▶ _Code that builds pages_:
▬▬▬
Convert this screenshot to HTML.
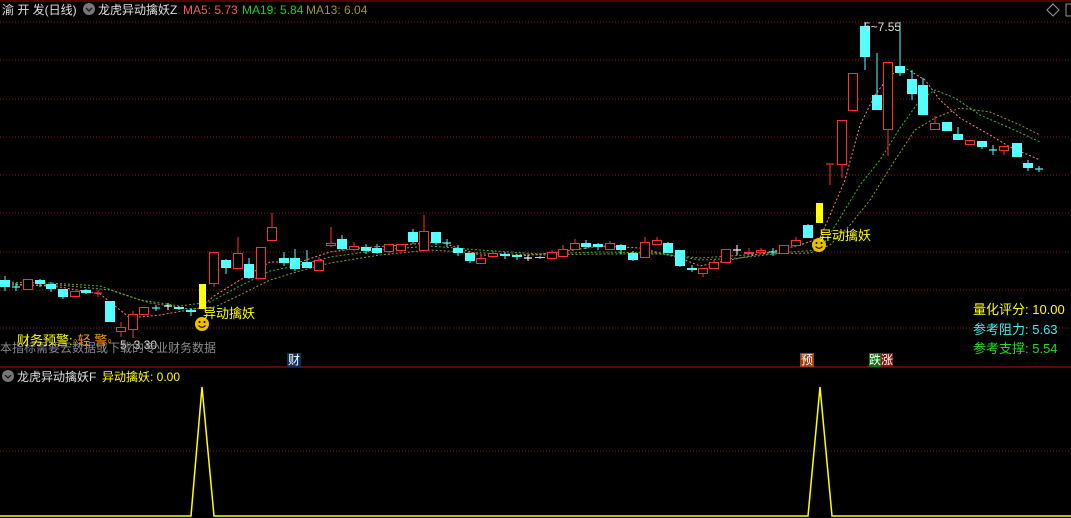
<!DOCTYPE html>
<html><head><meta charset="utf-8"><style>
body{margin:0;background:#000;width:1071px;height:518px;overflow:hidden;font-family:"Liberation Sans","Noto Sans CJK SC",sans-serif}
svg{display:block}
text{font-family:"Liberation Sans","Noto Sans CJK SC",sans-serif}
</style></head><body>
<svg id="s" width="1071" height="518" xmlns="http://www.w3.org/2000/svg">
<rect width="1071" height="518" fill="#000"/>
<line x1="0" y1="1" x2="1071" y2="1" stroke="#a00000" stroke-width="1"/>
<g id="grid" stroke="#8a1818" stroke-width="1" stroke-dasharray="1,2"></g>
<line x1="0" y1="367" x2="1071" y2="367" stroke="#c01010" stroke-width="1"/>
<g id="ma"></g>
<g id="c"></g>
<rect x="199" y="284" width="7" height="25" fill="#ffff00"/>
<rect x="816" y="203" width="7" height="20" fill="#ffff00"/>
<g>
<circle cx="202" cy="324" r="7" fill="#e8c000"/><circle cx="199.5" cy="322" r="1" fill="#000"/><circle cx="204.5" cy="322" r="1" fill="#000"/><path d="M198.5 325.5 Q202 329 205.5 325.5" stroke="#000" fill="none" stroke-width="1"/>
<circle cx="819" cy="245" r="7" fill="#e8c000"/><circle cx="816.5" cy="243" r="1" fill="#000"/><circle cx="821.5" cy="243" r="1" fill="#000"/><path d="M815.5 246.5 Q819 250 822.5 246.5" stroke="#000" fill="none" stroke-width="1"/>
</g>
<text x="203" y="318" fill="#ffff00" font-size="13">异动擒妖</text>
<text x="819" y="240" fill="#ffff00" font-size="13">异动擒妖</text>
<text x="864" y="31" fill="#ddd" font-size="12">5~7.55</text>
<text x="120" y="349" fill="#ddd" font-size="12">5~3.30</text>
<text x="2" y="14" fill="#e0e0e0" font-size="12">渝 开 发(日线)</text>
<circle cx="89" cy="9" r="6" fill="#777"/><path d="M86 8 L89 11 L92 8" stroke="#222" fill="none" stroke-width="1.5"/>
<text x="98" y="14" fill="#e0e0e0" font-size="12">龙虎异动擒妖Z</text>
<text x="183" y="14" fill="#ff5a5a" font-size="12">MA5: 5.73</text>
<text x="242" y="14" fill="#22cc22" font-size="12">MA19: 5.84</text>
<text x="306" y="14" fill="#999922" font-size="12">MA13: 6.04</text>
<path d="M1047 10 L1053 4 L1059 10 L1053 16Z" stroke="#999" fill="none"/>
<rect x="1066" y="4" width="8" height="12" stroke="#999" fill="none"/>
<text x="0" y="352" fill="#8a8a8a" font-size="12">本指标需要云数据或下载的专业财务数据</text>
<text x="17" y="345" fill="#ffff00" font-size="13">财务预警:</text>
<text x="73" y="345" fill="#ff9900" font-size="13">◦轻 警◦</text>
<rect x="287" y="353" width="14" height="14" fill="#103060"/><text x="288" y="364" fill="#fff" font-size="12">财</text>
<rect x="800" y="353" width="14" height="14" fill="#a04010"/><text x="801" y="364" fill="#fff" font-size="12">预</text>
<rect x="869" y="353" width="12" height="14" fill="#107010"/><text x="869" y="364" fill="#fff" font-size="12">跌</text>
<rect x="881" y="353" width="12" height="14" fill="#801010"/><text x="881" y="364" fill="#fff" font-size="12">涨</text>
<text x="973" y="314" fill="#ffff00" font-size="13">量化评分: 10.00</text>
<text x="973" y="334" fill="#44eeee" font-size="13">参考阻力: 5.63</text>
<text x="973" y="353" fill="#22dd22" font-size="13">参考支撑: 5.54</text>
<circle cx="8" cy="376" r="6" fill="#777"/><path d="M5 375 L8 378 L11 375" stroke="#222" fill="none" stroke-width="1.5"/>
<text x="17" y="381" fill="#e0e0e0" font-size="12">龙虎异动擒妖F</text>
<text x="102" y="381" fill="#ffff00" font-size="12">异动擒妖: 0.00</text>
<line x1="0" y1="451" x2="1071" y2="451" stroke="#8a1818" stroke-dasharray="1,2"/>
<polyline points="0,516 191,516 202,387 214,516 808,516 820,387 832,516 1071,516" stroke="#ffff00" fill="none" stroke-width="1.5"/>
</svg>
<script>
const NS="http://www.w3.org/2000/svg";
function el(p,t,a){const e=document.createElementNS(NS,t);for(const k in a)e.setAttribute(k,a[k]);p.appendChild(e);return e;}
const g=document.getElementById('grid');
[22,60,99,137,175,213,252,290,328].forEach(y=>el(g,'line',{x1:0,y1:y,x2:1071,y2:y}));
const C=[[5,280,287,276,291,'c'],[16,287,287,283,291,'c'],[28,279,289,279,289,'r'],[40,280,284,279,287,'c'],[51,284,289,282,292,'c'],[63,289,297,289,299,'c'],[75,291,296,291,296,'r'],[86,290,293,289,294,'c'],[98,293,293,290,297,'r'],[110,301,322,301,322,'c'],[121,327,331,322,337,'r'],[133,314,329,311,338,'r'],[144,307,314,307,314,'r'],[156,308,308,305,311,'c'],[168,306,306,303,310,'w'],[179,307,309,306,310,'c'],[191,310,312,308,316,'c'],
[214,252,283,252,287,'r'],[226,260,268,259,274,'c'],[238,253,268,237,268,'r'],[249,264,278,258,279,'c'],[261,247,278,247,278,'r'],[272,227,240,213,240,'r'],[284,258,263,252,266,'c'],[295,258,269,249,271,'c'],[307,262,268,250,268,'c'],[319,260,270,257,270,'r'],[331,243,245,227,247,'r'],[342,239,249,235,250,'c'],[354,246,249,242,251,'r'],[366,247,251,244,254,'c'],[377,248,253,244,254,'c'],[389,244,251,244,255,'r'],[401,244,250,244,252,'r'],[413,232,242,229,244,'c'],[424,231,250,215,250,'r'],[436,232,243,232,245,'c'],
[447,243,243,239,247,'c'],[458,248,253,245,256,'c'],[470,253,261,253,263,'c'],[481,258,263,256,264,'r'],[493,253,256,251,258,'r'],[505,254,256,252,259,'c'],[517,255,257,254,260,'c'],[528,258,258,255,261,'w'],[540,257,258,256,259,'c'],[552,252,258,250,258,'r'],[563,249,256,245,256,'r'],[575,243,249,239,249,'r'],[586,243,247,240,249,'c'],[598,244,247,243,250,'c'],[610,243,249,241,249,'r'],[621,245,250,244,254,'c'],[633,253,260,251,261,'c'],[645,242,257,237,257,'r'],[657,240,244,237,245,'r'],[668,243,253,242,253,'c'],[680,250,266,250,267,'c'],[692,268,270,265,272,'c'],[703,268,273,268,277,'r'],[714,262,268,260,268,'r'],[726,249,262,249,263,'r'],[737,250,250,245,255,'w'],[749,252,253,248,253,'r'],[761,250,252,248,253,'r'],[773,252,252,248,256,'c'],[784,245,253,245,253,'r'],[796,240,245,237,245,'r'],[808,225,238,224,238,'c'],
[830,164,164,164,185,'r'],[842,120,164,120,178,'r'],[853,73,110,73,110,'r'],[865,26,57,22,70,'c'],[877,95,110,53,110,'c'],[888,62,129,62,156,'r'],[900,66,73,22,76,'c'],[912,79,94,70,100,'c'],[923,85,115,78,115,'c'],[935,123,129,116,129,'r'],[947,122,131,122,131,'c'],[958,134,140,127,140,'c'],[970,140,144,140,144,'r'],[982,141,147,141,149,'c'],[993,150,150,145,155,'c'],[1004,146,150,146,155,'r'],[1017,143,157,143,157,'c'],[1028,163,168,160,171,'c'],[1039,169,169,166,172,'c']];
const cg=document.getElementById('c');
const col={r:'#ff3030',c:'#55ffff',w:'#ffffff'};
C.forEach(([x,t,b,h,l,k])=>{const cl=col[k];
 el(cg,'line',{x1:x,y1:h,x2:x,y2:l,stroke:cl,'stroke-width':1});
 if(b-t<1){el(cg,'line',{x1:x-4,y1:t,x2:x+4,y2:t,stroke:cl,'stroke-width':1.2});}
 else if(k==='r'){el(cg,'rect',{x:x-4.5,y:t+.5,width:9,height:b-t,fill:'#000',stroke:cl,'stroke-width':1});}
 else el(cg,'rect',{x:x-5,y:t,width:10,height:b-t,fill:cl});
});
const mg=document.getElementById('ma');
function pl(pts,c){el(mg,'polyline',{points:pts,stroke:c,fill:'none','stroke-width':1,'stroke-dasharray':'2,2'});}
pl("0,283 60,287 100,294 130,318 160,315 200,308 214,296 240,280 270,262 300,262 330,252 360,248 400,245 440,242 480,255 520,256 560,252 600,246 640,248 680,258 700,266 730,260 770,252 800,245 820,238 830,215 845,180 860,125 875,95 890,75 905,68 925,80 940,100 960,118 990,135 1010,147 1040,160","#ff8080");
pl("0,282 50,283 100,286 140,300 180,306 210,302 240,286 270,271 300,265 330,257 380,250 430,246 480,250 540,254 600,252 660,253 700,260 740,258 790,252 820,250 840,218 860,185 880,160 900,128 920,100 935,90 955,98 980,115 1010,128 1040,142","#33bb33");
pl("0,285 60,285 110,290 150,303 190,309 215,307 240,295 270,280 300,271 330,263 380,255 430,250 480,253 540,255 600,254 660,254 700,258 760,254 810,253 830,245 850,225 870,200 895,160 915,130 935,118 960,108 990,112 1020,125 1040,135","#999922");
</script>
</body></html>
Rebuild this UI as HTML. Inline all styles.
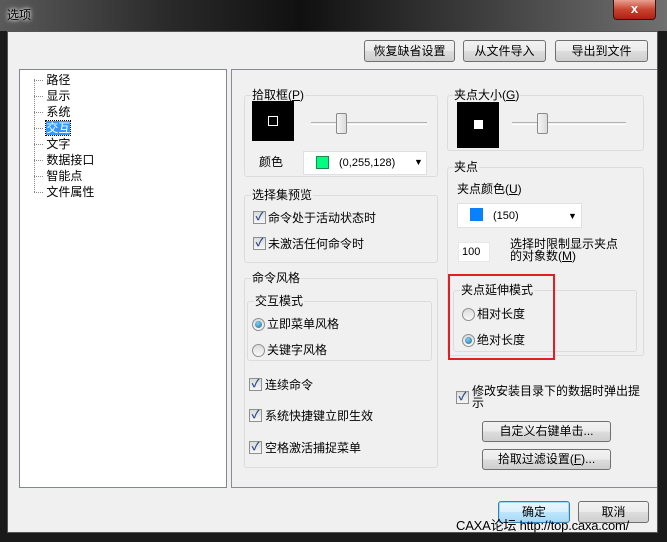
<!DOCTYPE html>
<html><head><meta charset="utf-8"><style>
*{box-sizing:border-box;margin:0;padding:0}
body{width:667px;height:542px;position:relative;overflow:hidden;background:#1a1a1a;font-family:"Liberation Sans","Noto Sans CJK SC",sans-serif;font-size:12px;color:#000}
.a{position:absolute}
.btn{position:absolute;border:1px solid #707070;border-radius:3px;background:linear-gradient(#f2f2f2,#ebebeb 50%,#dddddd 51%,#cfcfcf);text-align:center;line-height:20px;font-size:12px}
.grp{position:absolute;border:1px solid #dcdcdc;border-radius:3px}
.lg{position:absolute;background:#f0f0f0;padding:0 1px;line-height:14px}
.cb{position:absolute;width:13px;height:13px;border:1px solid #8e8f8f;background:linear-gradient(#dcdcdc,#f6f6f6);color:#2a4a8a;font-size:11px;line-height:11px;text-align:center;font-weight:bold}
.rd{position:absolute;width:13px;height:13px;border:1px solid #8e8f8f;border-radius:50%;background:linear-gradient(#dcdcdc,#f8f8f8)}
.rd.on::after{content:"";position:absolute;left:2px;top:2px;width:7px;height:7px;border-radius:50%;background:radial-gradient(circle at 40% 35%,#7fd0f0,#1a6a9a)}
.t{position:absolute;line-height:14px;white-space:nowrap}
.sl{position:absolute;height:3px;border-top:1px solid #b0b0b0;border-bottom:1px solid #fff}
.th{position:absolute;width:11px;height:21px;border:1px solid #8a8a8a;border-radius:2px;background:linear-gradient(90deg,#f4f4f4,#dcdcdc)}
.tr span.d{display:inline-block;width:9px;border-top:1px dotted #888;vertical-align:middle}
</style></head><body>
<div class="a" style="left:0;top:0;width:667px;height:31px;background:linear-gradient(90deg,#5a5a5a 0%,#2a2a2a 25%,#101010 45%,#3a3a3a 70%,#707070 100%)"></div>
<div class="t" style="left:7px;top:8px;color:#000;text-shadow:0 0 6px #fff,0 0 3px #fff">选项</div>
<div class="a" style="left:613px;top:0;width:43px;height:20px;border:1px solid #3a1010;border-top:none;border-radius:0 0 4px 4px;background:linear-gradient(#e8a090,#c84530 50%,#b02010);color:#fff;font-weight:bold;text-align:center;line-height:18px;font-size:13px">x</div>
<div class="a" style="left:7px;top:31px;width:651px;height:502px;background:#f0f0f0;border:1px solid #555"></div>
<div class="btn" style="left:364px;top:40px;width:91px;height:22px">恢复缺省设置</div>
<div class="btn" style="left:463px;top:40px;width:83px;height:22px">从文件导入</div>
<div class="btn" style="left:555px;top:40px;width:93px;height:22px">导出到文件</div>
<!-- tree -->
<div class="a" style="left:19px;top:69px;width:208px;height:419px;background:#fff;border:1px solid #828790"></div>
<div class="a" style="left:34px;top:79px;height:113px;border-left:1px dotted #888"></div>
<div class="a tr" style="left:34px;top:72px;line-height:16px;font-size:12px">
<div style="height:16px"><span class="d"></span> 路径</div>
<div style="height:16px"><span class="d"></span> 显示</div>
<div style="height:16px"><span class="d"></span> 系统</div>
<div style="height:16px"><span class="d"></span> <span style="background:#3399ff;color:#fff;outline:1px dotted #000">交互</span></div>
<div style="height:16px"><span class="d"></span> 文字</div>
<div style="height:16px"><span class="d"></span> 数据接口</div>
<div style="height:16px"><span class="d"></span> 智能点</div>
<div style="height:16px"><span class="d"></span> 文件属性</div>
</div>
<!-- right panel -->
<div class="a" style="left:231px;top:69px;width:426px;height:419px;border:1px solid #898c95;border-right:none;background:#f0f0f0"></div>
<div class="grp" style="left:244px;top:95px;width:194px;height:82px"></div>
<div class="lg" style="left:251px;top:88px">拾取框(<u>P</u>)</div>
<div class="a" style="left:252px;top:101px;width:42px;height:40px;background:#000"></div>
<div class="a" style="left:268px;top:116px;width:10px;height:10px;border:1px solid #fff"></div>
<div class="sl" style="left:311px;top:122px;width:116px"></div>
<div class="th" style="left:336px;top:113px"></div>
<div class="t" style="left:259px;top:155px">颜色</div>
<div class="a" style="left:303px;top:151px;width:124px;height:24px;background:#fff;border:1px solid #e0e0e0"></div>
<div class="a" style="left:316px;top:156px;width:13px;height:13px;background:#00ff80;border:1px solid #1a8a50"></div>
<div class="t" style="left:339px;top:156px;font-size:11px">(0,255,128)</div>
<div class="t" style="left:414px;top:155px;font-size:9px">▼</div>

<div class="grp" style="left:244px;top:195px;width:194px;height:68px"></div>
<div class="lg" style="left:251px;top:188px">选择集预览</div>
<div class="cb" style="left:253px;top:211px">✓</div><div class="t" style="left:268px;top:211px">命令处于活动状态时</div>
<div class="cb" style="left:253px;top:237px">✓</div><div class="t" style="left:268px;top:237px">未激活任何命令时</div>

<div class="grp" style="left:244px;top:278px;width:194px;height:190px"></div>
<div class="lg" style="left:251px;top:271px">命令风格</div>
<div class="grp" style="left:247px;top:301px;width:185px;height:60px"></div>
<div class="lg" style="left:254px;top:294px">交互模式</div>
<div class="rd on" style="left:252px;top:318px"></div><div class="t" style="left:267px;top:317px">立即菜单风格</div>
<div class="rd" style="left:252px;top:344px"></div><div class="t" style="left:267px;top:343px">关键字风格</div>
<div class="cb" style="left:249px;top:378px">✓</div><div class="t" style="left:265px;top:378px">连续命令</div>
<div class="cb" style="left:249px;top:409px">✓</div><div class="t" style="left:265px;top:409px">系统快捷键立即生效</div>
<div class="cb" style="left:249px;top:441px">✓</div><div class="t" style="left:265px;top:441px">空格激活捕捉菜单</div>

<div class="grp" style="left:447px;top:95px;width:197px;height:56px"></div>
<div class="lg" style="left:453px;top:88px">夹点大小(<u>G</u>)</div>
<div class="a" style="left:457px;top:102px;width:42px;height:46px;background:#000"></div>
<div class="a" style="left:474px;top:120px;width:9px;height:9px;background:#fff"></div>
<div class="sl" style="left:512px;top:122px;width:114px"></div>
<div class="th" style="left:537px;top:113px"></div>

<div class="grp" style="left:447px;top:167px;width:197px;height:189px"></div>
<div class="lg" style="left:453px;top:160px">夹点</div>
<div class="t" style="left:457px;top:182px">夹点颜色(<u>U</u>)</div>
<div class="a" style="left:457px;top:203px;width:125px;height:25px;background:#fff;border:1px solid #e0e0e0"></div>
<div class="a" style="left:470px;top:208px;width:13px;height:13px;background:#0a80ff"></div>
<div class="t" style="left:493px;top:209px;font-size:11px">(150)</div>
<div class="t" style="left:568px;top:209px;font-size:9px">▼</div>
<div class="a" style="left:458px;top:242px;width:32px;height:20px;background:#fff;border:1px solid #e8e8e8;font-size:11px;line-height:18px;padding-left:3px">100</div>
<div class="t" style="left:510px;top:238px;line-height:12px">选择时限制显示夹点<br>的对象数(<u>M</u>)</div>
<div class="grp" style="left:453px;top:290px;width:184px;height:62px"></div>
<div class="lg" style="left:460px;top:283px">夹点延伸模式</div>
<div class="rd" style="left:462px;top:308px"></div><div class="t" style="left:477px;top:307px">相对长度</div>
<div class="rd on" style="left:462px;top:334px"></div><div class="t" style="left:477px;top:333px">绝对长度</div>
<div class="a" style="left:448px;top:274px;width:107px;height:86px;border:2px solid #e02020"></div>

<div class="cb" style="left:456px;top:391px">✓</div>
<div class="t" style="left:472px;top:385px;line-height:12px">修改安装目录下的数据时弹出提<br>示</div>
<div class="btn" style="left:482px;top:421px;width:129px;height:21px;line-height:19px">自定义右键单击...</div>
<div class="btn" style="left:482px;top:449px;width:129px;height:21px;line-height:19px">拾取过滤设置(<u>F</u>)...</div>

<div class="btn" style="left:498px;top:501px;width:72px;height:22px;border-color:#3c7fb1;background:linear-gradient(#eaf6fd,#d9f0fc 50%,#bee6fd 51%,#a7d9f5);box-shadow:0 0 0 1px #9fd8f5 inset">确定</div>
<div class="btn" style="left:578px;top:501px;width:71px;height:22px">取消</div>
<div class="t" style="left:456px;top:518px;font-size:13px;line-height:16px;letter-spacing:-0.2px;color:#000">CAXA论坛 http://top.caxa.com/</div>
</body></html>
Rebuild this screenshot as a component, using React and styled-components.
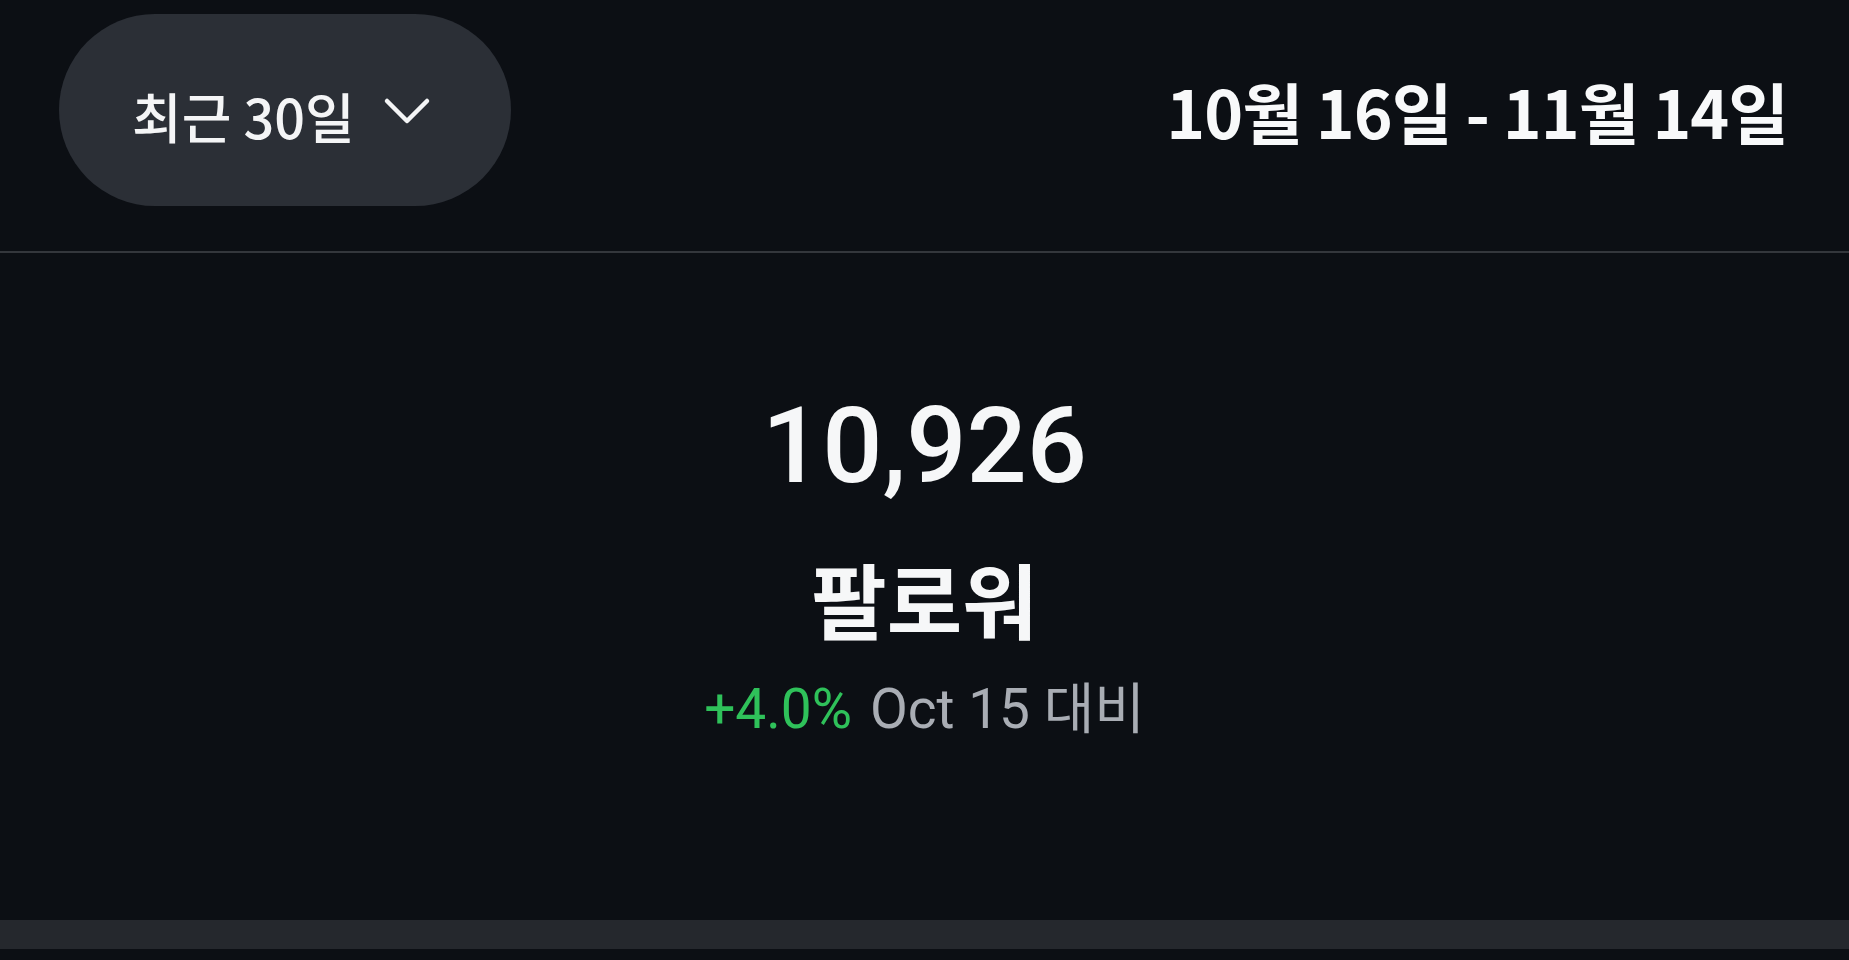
▬▬▬
▶ _Aim_:
List every line above that holds the word "this".

▶ _Task solution_:
Convert this screenshot to HTML.
Rebuild this UI as HTML. Inline all styles.
Rebuild this screenshot as a component, using React and styled-components.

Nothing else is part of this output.